Simple math tells part of the story. Apartments in the 87-year-old converted hotel rented for $200 to $250 a month. Modest rental units in the area, if they can be found, are about twice as much.

Although many of the displaced residents work, either for a local oyster processer or gathering ferns and salal used by florists, hours can be spotty and pay minimal.

In addition, Harrison said, many are unfamiliar with American banking and kept supplies of cash in their rooms - money that burned up in the fire.

The "unmet needs" council found apartments and rental houses, some of which hadn't been used in years, and helped clean them up, installing features such as smoke detectors and new electrical outlets needed to qualify for government rent subsidies.

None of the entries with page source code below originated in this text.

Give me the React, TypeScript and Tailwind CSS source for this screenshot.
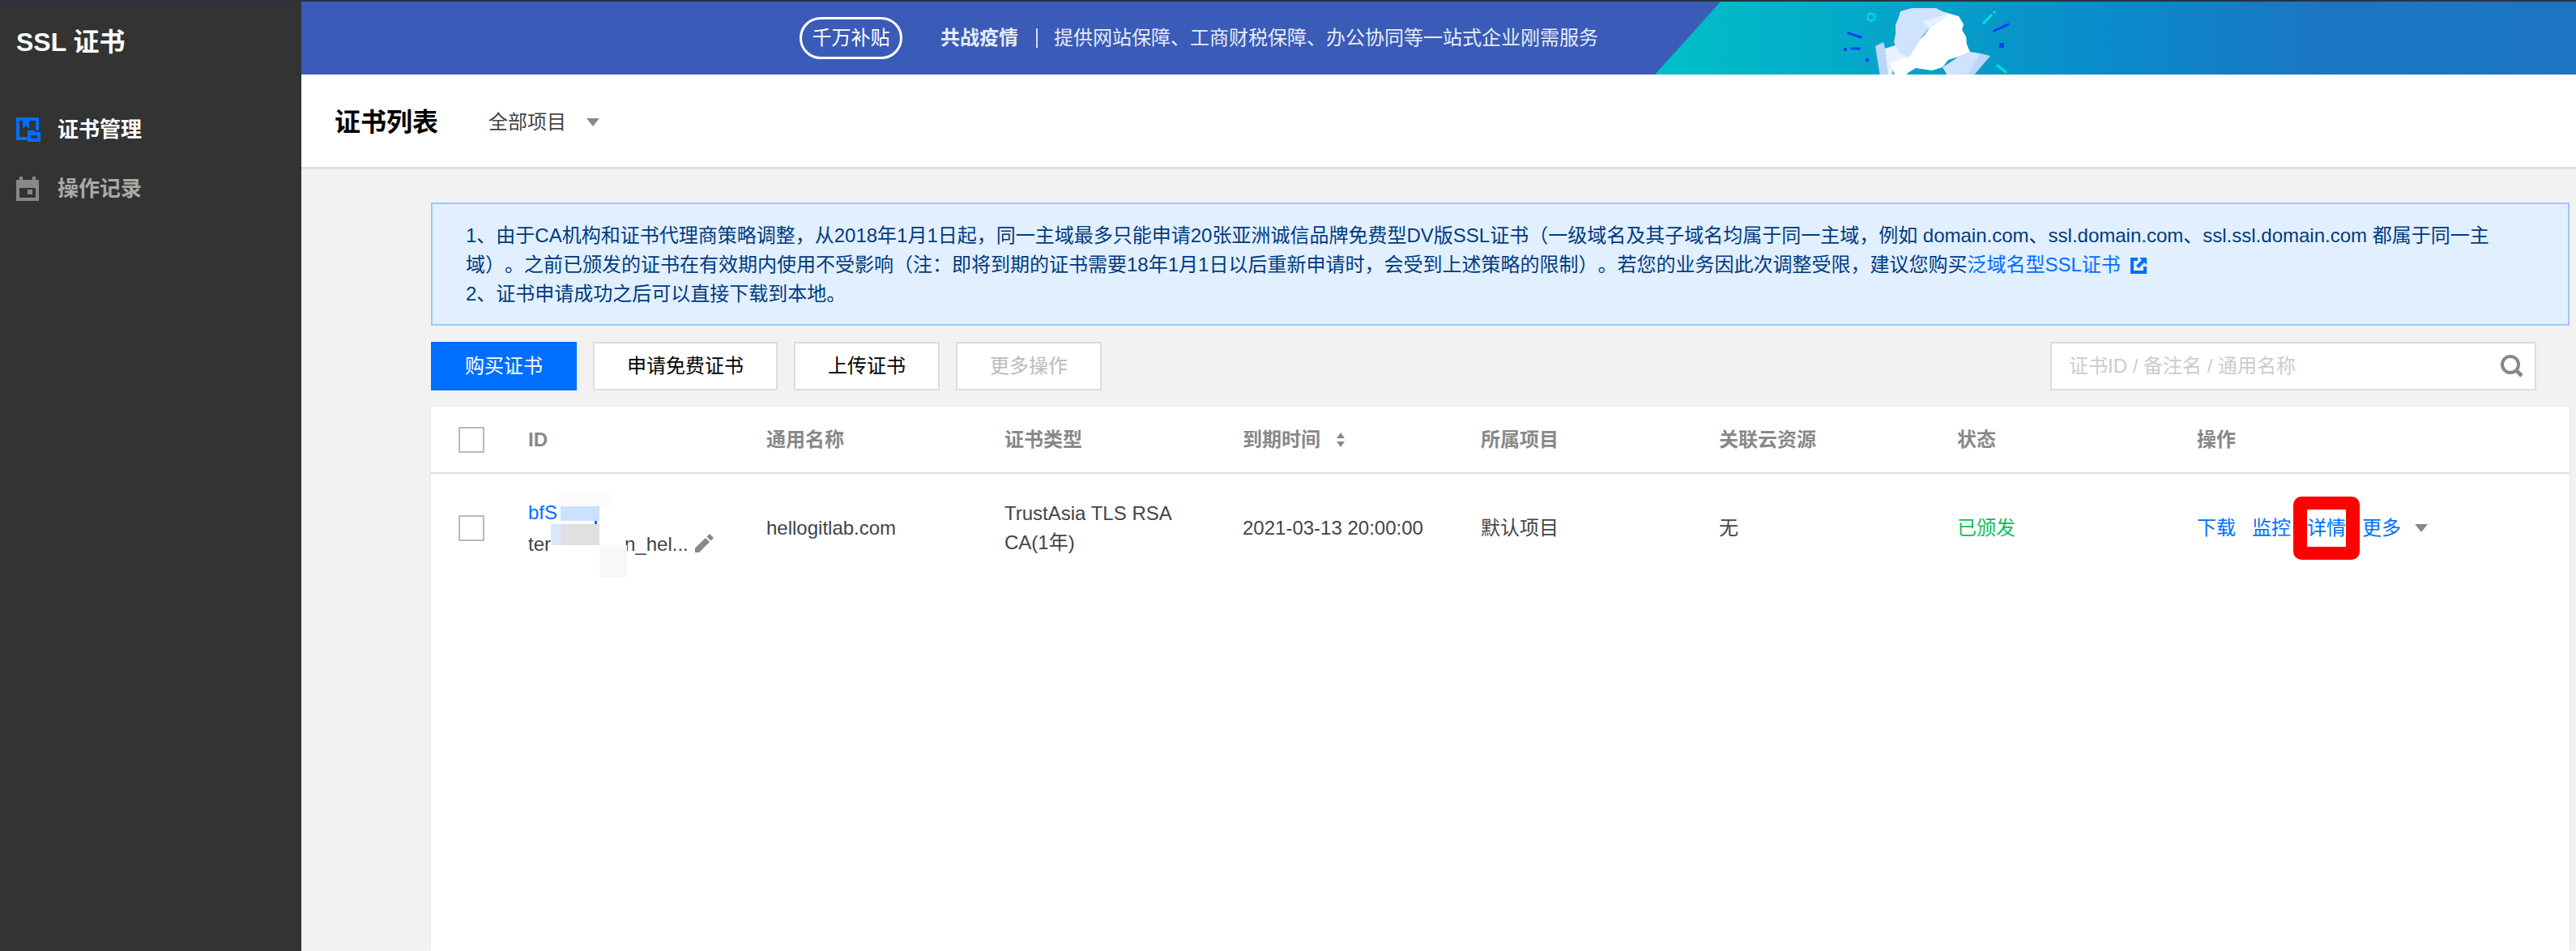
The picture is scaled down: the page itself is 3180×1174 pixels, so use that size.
const columns = ["通用名称", "证书类型", "到期时间", "所属项目", "关联云资源", "状态"];

function CertIcon() {
  return (
    <svg width="30" height="30" viewBox="0 0 30 30" className="shrink-0">
      <path fill="#006eff" d="M0 0h28v16h-4V4h-8v10l-4-4-4 4V4H4v20h10v4H0z" />
      <path fill="#006eff" fillRule="evenodd" d="M14 16h8l1 2h7v12H14zm4 6v4h8v-4z" />
    </svg>
  );
}

function RecordIcon() {
  return (
    <svg width="30" height="30" viewBox="0 0 30 30" className="shrink-0">
      <path fill="#888" fillRule="evenodd" d="M4 0h4v4h12V0h4v4h4v26H0V4h4zM4 14v12h20V14z" />
      <rect x="14" y="16" width="6" height="6" fill="#888" />
    </svg>
  );
}

function Triangle() {
  return (
    <svg width="16" height="10" viewBox="0 0 16 10" className="shrink-0">
      <path fill="#888" d="M0 0h16L8 10z" />
    </svg>
  );
}

function ExternalIcon() {
  return (
    <svg width="20" height="20" viewBox="0 0 20 20" className="ml-3 inline-block align-[-3px]">
      <path fill="#006eff" d="M0 0h9v4H4v12h12v-5h4v9H0z" />
      <path fill="#006eff" d="M11 0h9v9l-3-3-7 7-3-3 7-7z" />
    </svg>
  );
}

function SearchIcon() {
  return (
    <svg width="28" height="28" viewBox="0 0 28 28" className="shrink-0">
      <circle cx="12" cy="12" r="10" fill="none" stroke="#888" strokeWidth="4" />
      <path d="M19 19l7 7" stroke="#888" strokeWidth="5" />
    </svg>
  );
}

function PencilIcon() {
  return (
    <svg width="24" height="24" viewBox="0 0 24 24" className="shrink-0">
      <path fill="#888" d="M1 17.500 14 5l5 5L6 23H1z" />
      <path fill="#888" d="M15.500 3.500 19 0l5 5-3.500 3.500z" />
    </svg>
  );
}

// 横幅右侧的渐变和握手插画
function BannerArt() {
  return (
    <svg
      className="absolute right-0 top-0 h-[90px] w-[1137px]"
      viewBox="0 0 1137 90"
      preserveAspectRatio="none"
    >
      <defs>
        <linearGradient id="bannerFill" x1="0" x2="1" y1="0" y2="0">
          <stop offset="0" stopColor="#00c0c8" />
          <stop offset="0.5" stopColor="#0a8acb" />
          <stop offset="0.72" stopColor="#1a76c4" />
          <stop offset="1" stopColor="#1b75c3" />
        </linearGradient>
      </defs>
      <path fill="url(#bannerFill)" d="M81 0H1137V90H0z" />
      <g transform="translate(197 -2)">
        <path fill="#b9d5f8" d="M75 57l10-5 13 43H81z" />
        <path fill="#b9d5f8" d="M205 66l12 3-22 26h-13z" />
        <path fill="#e6f2ff" d="M87 60l18-6 10 16-15 10-7 15h-2z" />
        <path fill="#cfe3ff" d="M158 83l20-13 14-6 13 2-15 24-10 5h-15z" />
        <path fill="#ffffff" d="M150 12l28 8 6 10-2 7 5 8 1 10 4 9-14 6-13 4-7 9-13 4-20-3-10 6-3 5h-12l-7-17 22-8 12-18 8-8 8-11-10-9z" />
        <path fill="#cfe3ff" d="M106 14l14-4h30l15 8-25 18-8 10-7 12-8 12-12-4-7-14 2-10v-12l3-6z" />
        <path fill="#e6f2ff" d="M133 24l8 10 24-16-3-1-25 9z" />
      </g>
      <g transform="translate(197 -2)" strokeLinecap="square">
        <circle cx="70" cy="21" r="4.500" fill="none" stroke="#00e6d8" strokeWidth="2" />
        <path stroke="#0a44f0" strokeWidth="3" d="M42 41l15 5M46 60h9" />
        <path stroke="#0a44f0" strokeWidth="4" d="M38 61h0M65 74h0" />
        <path stroke="#00e6d8" strokeWidth="3" d="M209 28l9-9M222 15h0M226 81l10 8" />
        <path stroke="#0a44f0" strokeWidth="3" d="M222 38l17-8" />
        <path stroke="#0a44f0" strokeWidth="6" d="M231 56h0" />
      </g>
    </svg>
  );
}

export default function App() {
  return (
    <div className="flex h-screen min-w-[3180px] flex-col overflow-hidden bg-[#f2f2f2] text-[24px] [text-spacing-trim:space-all] [font-family:'Liberation_Sans','Noto_Sans_CJK_SC',sans-serif]">
      <div className="h-[2px] bg-[#2a3140]" />
      <div className="flex min-h-0 flex-1">
        <aside className="w-[372px] shrink-0 bg-[#333333] pl-5">
          <div className="flex h-[104px] items-center pb-[4px] text-[32px] font-bold text-white">SSL 证书</div>
          <nav className="flex flex-col gap-[43px] pt-[39px]">
            <div className="flex items-center gap-[21px] text-[26px] font-bold leading-[29px] text-white">
              <CertIcon />
              证书管理
            </div>
            <div className="flex items-center gap-[21px] text-[26px] font-bold leading-[29px] text-[#aaaaaa]">
              <RecordIcon />
              操作记录
            </div>
          </nav>
        </aside>

        <main className="flex min-w-0 flex-1 flex-col">
          <div className="relative flex h-[90px] shrink-0 items-center bg-[#3a5bb8] pl-[615px] text-[#e6ebf7]">
            <BannerArt />
            <span className="flex h-[52px] w-[127px] items-center justify-center rounded-[26px] border-[3px] border-white text-white">
              千万补贴
            </span>
            <span className="ml-[47px] font-bold">共战疫情</span>
            <span className="ml-[22px] h-[24px] w-[2px] bg-[#d5ddf2]" />
            <span className="ml-[20px]">提供网站保障、工商财税保障、办公协同等一站式企业刚需服务</span>
          </div>

          <header className="flex h-[117px] shrink-0 items-center border-b-[3px] border-[#dddddd] bg-white pl-[41px] pt-[4px]">
            <h1 className="w-[190px] text-[32px] font-bold text-black">证书列表</h1>
            <span className="text-[#444444]">全部项目</span>
            <span className="ml-[25px]">
              <Triangle />
            </span>
          </header>

          <div className="flex min-h-0 flex-1 flex-col pl-[160px] pr-[8px] pt-[41px]">
            <div className="h-[152px] shrink-0 border-2 border-[#99c7ff] bg-[#e2efff] px-[41px] py-[21px] leading-[36px] text-[#003b80]">
              <p className="whitespace-nowrap">
                1、由于CA机构和证书代理商策略调整，从2018年1月1日起，同一主域最多只能申请20张亚洲诚信品牌免费型DV版SSL证书（一级域名及其子域名均属于同一主域，例如 domain.com、ssl.domain.com、ssl.ssl.domain.com 都属于同一主
              </p>
              <p className="whitespace-nowrap">
                域）。之前已颁发的证书在有效期内使用不受影响（注：即将到期的证书需要18年1月1日以后重新申请时，会受到上述策略的限制）。若您的业务因此次调整受限，建议您购买
                <a className="text-[#006eff]">泛域名型SSL证书</a>
                <ExternalIcon />
              </p>
              <p className="whitespace-nowrap">2、证书申请成功之后可以直接下载到本地。</p>
            </div>

            <div className="mt-[20px] flex h-[60px] shrink-0 gap-[20px] pr-[41px]">
              <button className="w-[180px] bg-[#006eff] text-white">购买证书</button>
              <button className="w-[228px] border-2 border-[#dddddd] bg-white text-black">申请免费证书</button>
              <button className="w-[180px] border-2 border-[#dddddd] bg-white text-black">上传证书</button>
              <button className="w-[180px] border-2 border-[#dddddd] bg-white text-[#bbbbbb]">更多操作</button>
              <div className="ml-auto flex w-[600px] items-center border-2 border-[#dddddd] bg-white pl-[21px] pr-[14px]">
                <input
                  className="min-w-0 flex-1 bg-transparent outline-none placeholder:text-[#cccccc]"
                  placeholder="证书ID / 备注名 / 通用名称"
                />
                <SearchIcon />
              </div>
            </div>

            <div className="mt-[20px] min-h-0 flex-1 bg-white shadow-[0_0_3px_rgba(0,0,0,0.08)]">
              <div className="grid h-[83px] grid-cols-[120px_repeat(7,294px)_1fr] items-center border-b-2 border-[#dddddd] font-bold text-[#888888]">
                <span className="ml-[34px] h-[32px] w-[32px] border-2 border-[#bbbbbb]" />
                <span>ID</span>
                {columns.map((name) => (
                  <span key={name} className="flex items-center gap-[18px]">
                    {name}
                    {name === "到期时间" && (
                      <svg width="14" height="18" viewBox="0 0 14 18">
                        <path fill="#888" d="M7 0l5 7H2zM7 18l-5-7h10z" />
                      </svg>
                    )}
                  </span>
                ))}
                <span className="ml-[2px]">操作</span>
              </div>

              <div className="grid h-[133px] grid-cols-[120px_repeat(7,294px)_1fr] items-center leading-[36px] text-[#444444]">
                <span className="ml-[34px] h-[32px] w-[32px] border-2 border-[#bbbbbb]" />
                <div className="relative">
                  <a className="block leading-[39px] text-[#006eff]">bfS</a>
                  <div className="flex items-center leading-[39px]">
                    <span className="w-[119px]">ter</span>
                    <span>n_hel...</span>
                    <span className="ml-[7px]">
                      <PencilIcon />
                    </span>
                  </div>
                  {/* 打码色块 */}
                  <span className="absolute left-[36px] top-[-4px] h-[16px] w-[68px] bg-[#fbfbfb]" />
                  <span className="absolute left-[40px] top-[12px] h-[18px] w-[48px] bg-[#cce0ff]" />
                  <span className="absolute left-[82px] top-[30px] h-[4px] w-[3px] bg-[#006eff]" />
                  <span className="absolute left-[28px] top-[34px] h-[26px] w-[12px] bg-[#dbe9ff]" />
                  <span className="absolute left-[40px] top-[34px] h-[26px] w-[48px] bg-[#e0e0e0]" />
                  <span className="absolute left-[88px] top-[60px] h-[40px] w-[34px] bg-[#f8f8f8]" />
                </div>
                <span>hellogitlab.com</span>
                <span className="w-[230px]">TrustAsia TLS RSA CA(1年)</span>
                <span>2021-03-13 20:00:00</span>
                <span>默认项目</span>
                <span>无</span>
                <span className="text-[#0abf5b]">已颁发</span>
                <div className="ml-[2px] flex items-center gap-[20px] whitespace-nowrap text-[#006eff]">
                  <a>下载</a>
                  <a>监控</a>
                  <a className="relative">
                    详情
                    <span className="absolute -inset-x-[17px] -inset-y-[21px] rounded-[10px] border-x-[17px] border-y-[16px] border-[#ff0000]" />
                  </a>
                  <span className="flex items-center gap-[17px]">
                    <a>更多</a>
                    <Triangle />
                  </span>
                </div>
              </div>
            </div>
          </div>
        </main>
      </div>
    </div>
  );
}
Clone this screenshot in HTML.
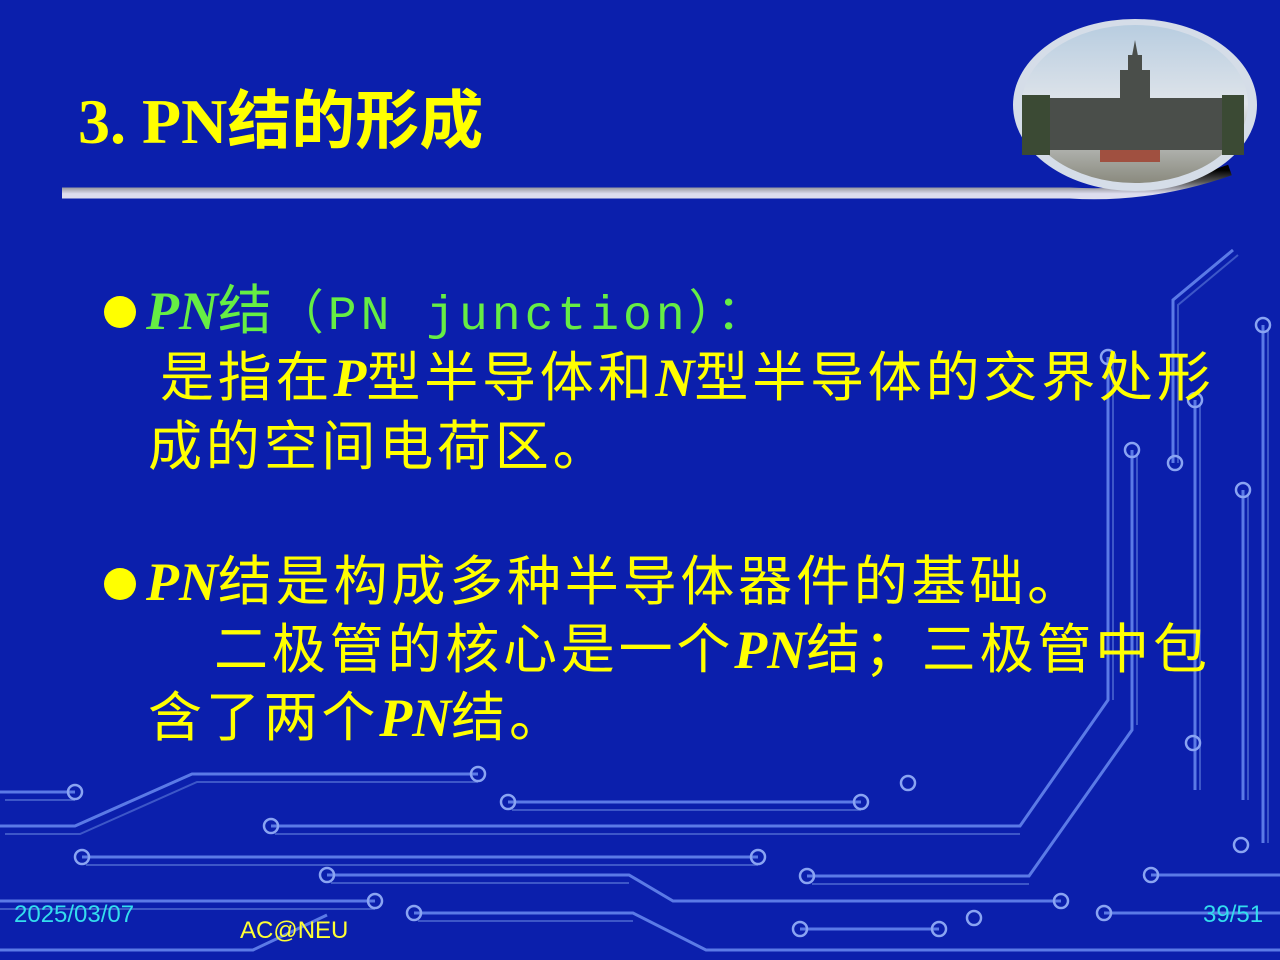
<!DOCTYPE html>
<html><head><meta charset="utf-8"><style>
html,body{margin:0;padding:0}
body{width:1280px;height:960px;background:#0b1fac;position:relative;overflow:hidden;font-family:"Liberation Serif","Noto Sans CJK SC",sans-serif}
.t{position:absolute;white-space:nowrap}
.y{color:#ffff00}
.g{color:#66ee44}
.pn{font-family:"Liberation Serif",serif;font-style:italic;font-weight:bold;letter-spacing:0}
.body{font-size:54px;line-height:60px;letter-spacing:3.8px;font-family:"Noto Sans CJK SC",sans-serif}
.bul{position:absolute;width:32px;height:32px;border-radius:50%;background:#ffff00}
</style></head><body>
<svg width="1280" height="960" style="position:absolute;left:0;top:0" fill="none">
<defs>
<linearGradient id="bar" x1="0" y1="0" x2="0" y2="1"><stop offset="0" stop-color="#000"/><stop offset=".5" stop-color="#555"/><stop offset="1" stop-color="#dde"/></linearGradient>
<linearGradient id="sky" x1="0" y1="0" x2="0" y2="1"><stop offset="0" stop-color="#b8cde0"/><stop offset=".5" stop-color="#dfe4ea"/><stop offset="1" stop-color="#8a8a7e"/></linearGradient>
</defs>
<g stroke="#5b7ae6" stroke-width="3">
<path d="M0 792H75M0 826H75L192 774H478M508 802H861M271 826H1020L1108 700V357M82 857H758M327 875H629L673 901H1061M807 876H1029L1132 730V450M0 901H375M414 913H633L706 950H1280M0 950H253L327 915M800 929H939M1104 913H1280M1151 875H1280M1195 400V790M1233 250L1173 300V463M1243 490V800M1263 325V843"/>
</g>
<g stroke="#3d57c8" stroke-width="2">
<path d="M5 800H75M5 834H80L197 782H478M512 810H861M275 834H1020M86 865H758M331 883H629M812 884H1029M0 909H375M418 921H633M1113 362V700M1137 455V725M1200 405V790M1238 255L1178 305V463M1248 495V800M1268 330V843"/>
</g>
<g stroke="#8aa4f2" stroke-width="2.5">
<circle cx="75" cy="792" r="7"/><circle cx="478" cy="774" r="7"/><circle cx="508" cy="802" r="7"/><circle cx="861" cy="802" r="7"/><circle cx="908" cy="783" r="7"/><circle cx="271" cy="826" r="7"/><circle cx="82" cy="857" r="7"/><circle cx="758" cy="857" r="7"/><circle cx="327" cy="875" r="7"/><circle cx="1061" cy="901" r="7"/><circle cx="807" cy="876" r="7"/><circle cx="375" cy="901" r="7"/><circle cx="414" cy="913" r="7"/><circle cx="800" cy="929" r="7"/><circle cx="939" cy="929" r="7"/><circle cx="974" cy="918" r="7"/><circle cx="1104" cy="913" r="7"/><circle cx="1151" cy="875" r="7"/><circle cx="1193" cy="743" r="7"/><circle cx="1241" cy="845" r="7"/>
<circle cx="1108" cy="357" r="7"/><circle cx="1132" cy="450" r="7"/><circle cx="1175" cy="463" r="7"/><circle cx="1195" cy="400" r="7"/><circle cx="1243" cy="490" r="7"/><circle cx="1263" cy="325" r="7"/>
</g>
<path d="M62 193H1070Q1150 198 1230 170" stroke="url(#bar)" stroke-width="11"/>
<ellipse cx="1135" cy="105" rx="122" ry="86" fill="#d5dde8"/>
<ellipse cx="1135" cy="104" rx="113" ry="79" fill="url(#sky)"/>
<g fill="#4a4e4a"><rect x="1040" y="98" width="190" height="52"/><rect x="1120" y="70" width="30" height="80"/><rect x="1128" y="55" width="14" height="20"/><path d="M1135 40l3 16h-6z"/><rect x="1022" y="95" width="28" height="60" fill="#3b4a34"/><rect x="1222" y="95" width="22" height="60" fill="#3b4a34"/></g>
<rect x="1100" y="150" width="60" height="12" fill="#a05040"/>
</svg>
<div class="t y" style="left:78px;top:84px;font-size:64px;font-weight:bold;line-height:76px">3. PN结的形成</div>
<div class="bul" style="left:104px;top:296px"></div>
<div class="t body" style="left:146px;top:276px"><span class="g pn">PN</span><span class="g">结</span><span class="g" style="font-family:'Liberation Mono','Noto Sans CJK SC',monospace;font-size:48px;letter-spacing:4px">（PN junction）：</span></div>
<div class="t body y" style="left:160px;top:343px">是指在<span class="pn">P</span>型半导体和<span class="pn">N</span>型半导体的交界处形</div>
<div class="t body y" style="left:148px;top:412px">成的空间电荷区。</div>
<div class="bul" style="left:104px;top:568px"></div>
<div class="t body y" style="left:146px;top:547px"><span class="pn">PN</span>结是构成多种半导体器件的基础。</div>
<div class="t body y" style="left:214px;top:615px">二极管的核心是一个<span class="pn">PN</span>结；三极管中包</div>
<div class="t body y" style="left:148px;top:683px">含了两个<span class="pn">PN</span>结。</div>
<div class="t" style="left:14px;top:901px;font-family:'Liberation Sans',sans-serif;font-size:24px;color:#33ddee">2025/03/07</div>
<div class="t" style="left:240px;top:917px;font-family:'Liberation Sans',sans-serif;font-size:24px;color:#ffff33">AC@NEU</div>
<div class="t" style="left:1203px;top:901px;font-family:'Liberation Sans',sans-serif;font-size:24px;color:#33ddee">39/51</div>
</body></html>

Apartments still haven't been found for a couple of the families, now staying with relatives, Harrison said.

To outsiders, it may seem strange that a small town like Raymond, population under 3,000, has such a large concentration of Southeast Asian immigrants.

And some long-term residents admit local opinion was mixed when Laotian and Cambodian families began moving in more than a decade ago, first supported by local churches, then by one another.

But Now said she's always felt welcome in Raymond, and likes the small town for the same reasons the natives do. "It's good for kids, not like the big city, not so fast and scary," she said.

The unmet-needs group is also helping the hotel's three Caucasian residents, two men and a woman.

Economic hardship is nothing new in Raymond. The $1 million hotel fire, believed to have started in the kitchen of a ground-floor restaurant, is simply the latest tough news in a coastal town hit by the double-punch of declines in logging and fishing.

But hardships sometimes produce heroes, and Harrison cites the many 12-hour days put in by high-school senior Joe Praseuthsy, 18, son of one of Raymond's first Laotian families.

Praseuthsy didn't live in the hotel but has been a key interpreter for many of the Laotians who did, a task he has found rewarding, if exhausting.

"It's been like a video game," Praseuthsy said, "Things just keep coming at you. So many people. So many problems."

Bob DeWaayer of Vancouver, B.C., head of a partnership that owns the hotel site, said he'd like to build other low-income apartments in Raymond, but an insurance dispute is making it hard even to come up with the $100,000 or more it will take to clear the site.

Harrison, meanwhile, expects the volunteer council will be at work, soliciting funds and finding the most effective way to spend them, for many months, if not years.

He admits the community's efforts aren't totally selfless. Of the 85 people displaced by the fire, half are children and 26 are students in Raymond schools. If their families won't be able to afford to stay, state dollars to the local schools would be reduced.

"And we really want those kids to stay. After the upheaval of the fire, the only thing they have that gives them a bit of normalcy is school," Harrison said. "You don't want to take that little sense of community away."